En outre, la Cour a retenu que l’Autriche poursuit bien un but légitime avec cette condamnation pénale. À cet égard, Strasbourg se range à l’avis des autorités autrichiennes, selon lesquelles l'ingérence contestée vise à prévenir les troubles en sauvegardant la paix religieuse, conformément à la protection des droits d'autrui au sens de l'art.10 al.2 CEDH.

Enfin, la condamnation est bien nécessaire et proportionnelle dans une société démocratique. La Cour estime que les juridictions nationales ont soigneusement mis en balance le droit à la liberté d'expression de la requérante et le droit des autres personnes de voir leurs convictions religieuses préservées. En particulier, la Cour considère que les déclarations litigieuses ont outrepassé les limites admissibles d’un débat objectif (par exemple sur le mariage des enfants). D’autre part, ces attaques étaient abusives et risquaient d’engendrer des préjugés, mais aussi de menacer la paix religieuse. En effet, la conférence du parti FPÖ était publique, la conférencière devait s’attendre à avoir une audience qui puisse être offensée par ses propos. Enfin, la Cour relève que la condamnation de la requérante à une amende de 480 euros et le remboursement des frais de procédure est parmi les plus légères que la Cour viennoise pouvait envisager, et par-là proportionnelle.

Strasbourg constate que les instances autrichiennes n’ont pas outrepassé leur marge d’appréciation en condamnant la requérante pour dénigrement de doctrines religieuses. Il n’y a pas de violation de l’art. 10 CEDH.

Liberté d’expression vs. Liberté religieuse

La frontière entre la liberté d’expression et la liberté religieuse ne fait l’objet d’aucun consensus en Europe. Dans un rapport rendu en 2008 par la Commission européenne pour la démocratie par le droit (Commission de Venise), cinq types de restrictions à la liberté d’expression en lien avec la liberté de religion ont été identifiés dans les législations européennes: le blasphème (d’actualité en Autriche), l’atteinte aux sentiments religieux et l’insulte aux doctrines, le trouble à l’exercice du culte et/ou de la liberté religieuse, le sacrilège envers un objet de culte et l’incitation à la discrimination ou à la haine religieuse. Selon la Commission de Venise, les sanctions pénales en cas d’insulte au sentiment religieux et en cas de blasphème ne se justifient pas, mais il convient cependant de réprimer l’incitation à la haine religieuse. À ce titre, il est nécessaire d’examiner le contexte dans lequel la déclaration est faite, le public auquel elle est adressée, et le cas échéant, si son auteur a agi à titre officiel.
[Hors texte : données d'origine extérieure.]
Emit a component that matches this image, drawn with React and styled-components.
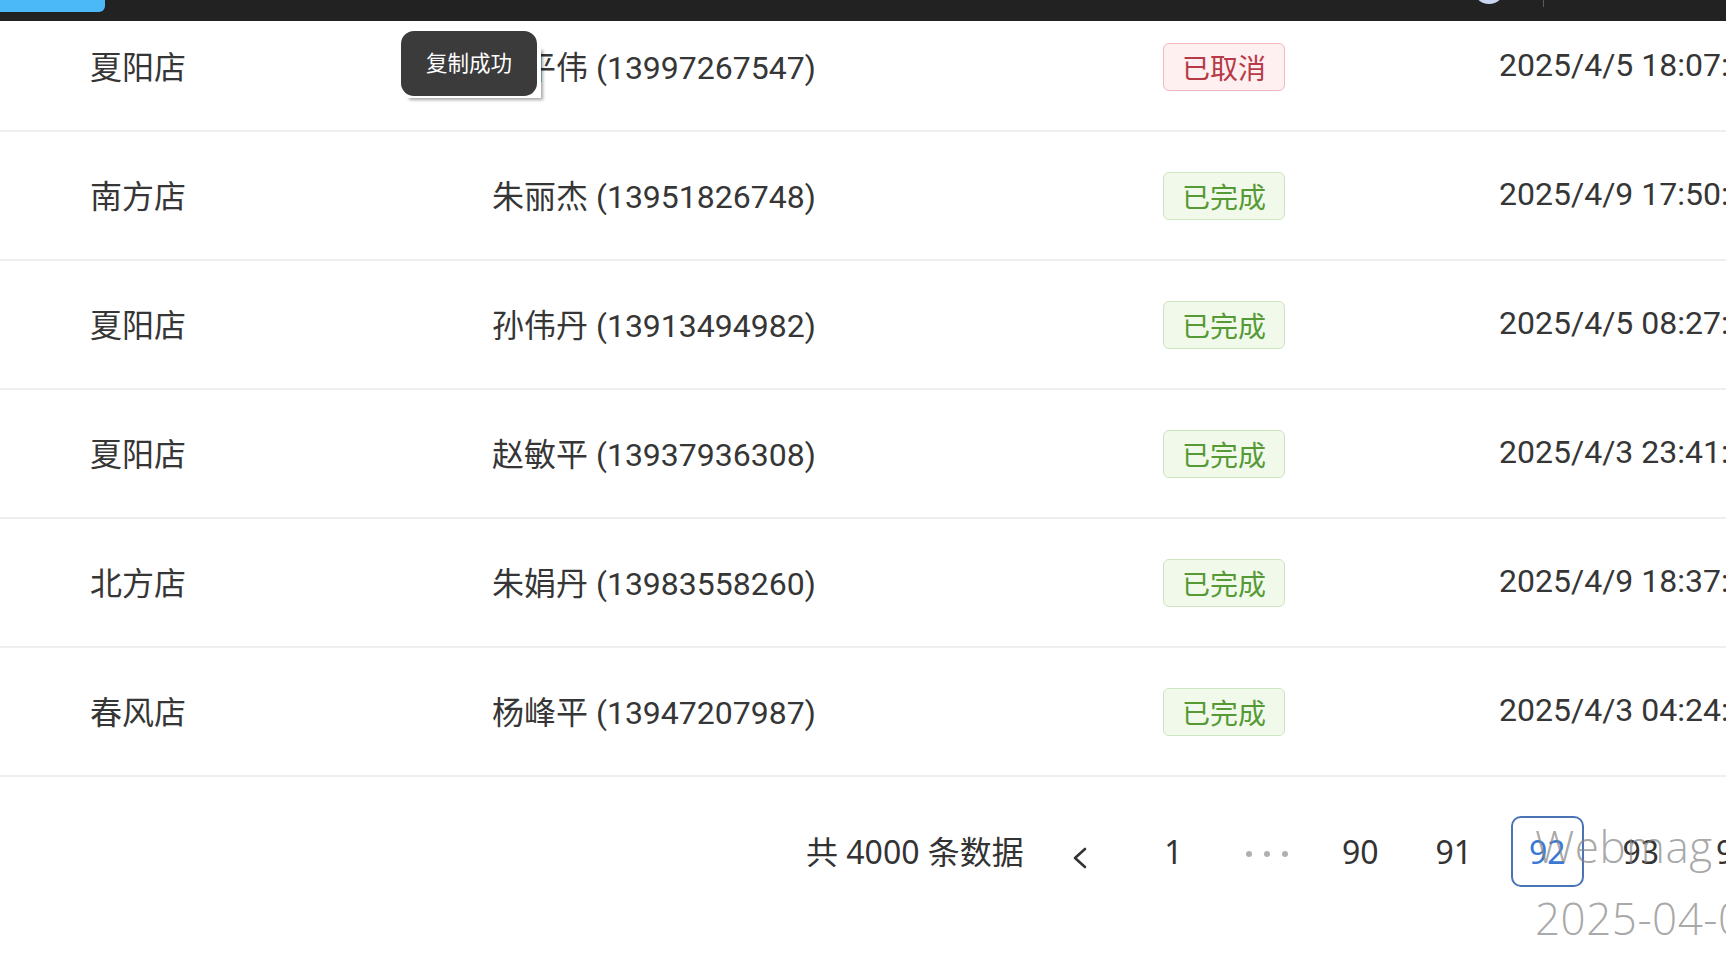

Cette absence de consensus en Europe se traduit par une mosaïque de règlementations en la matière. Or, face à des questions sociétales délicates, Strasbourg fait preuve de retenue en examinant si des restrictions aux droits et libertés garantis par la Convention peuvent être considérées comme «nécessaires dans une société démocratique.» Pour ces raisons, la Cour a maintes fois jugé que les Etats membres disposent d'une certaine marge d'appréciation. Marge qu’elle a également fait valoir pour l’Autriche dans le cas d’espèce, estimant que le pays est le mieux à même d’évaluer conformément à sa loi pénale quelles déclarations sont susceptibles de perturber la paix religieuse et par conséquent l’ordre public.

Commentaire humanrights.ch

L’arrêt de la Chambre sur ce sujet controversé a largement été instrumentalisé par l’extrême-droite, qui y a vu l’occasion de dénoncer une forme de soumission de la CrEDH à l’islam et même à la Charia. En réalité, il est important de souligner que la CrEDH n'a pas condamné Elisabeth Sabaditsch-Wolff pour avoir insulté Mahomet, comme le supposent plus ou moins explicitement les critiques. Elle a au contraire souhaité protéger l'État dans son pouvoir de prendre des mesures et d'administrer la justice pour préserver la paix religieuse dans un contexte bien difficile. En effet, la situation est particulièrement délicate en Autriche avec la montée fulgurante du parti d’extrême-droite FPÖ ces dernières années. Le discours profondément anti-islam du parti tend en effet à diviser la société autrichienne au point de préoccuper très sérieusement les autorités politiques et juridiques du pays. Or, comme la Cour l’a déjà stipulé dans un précédent arrêt, «il est d’une importance cruciale que les hommes politiques, dans leurs discours publics, évitent de diffuser des propos susceptibles de nourrir l’intolérance» (Requête n° 59405/00, Erbakan c. Turquie, § 64). Concrètement, elle ne fait ici que réitérer une conclusion essentielle: dans toute société démocratique, l’exercice de la liberté d’expression comporte des devoirs et des responsabilités.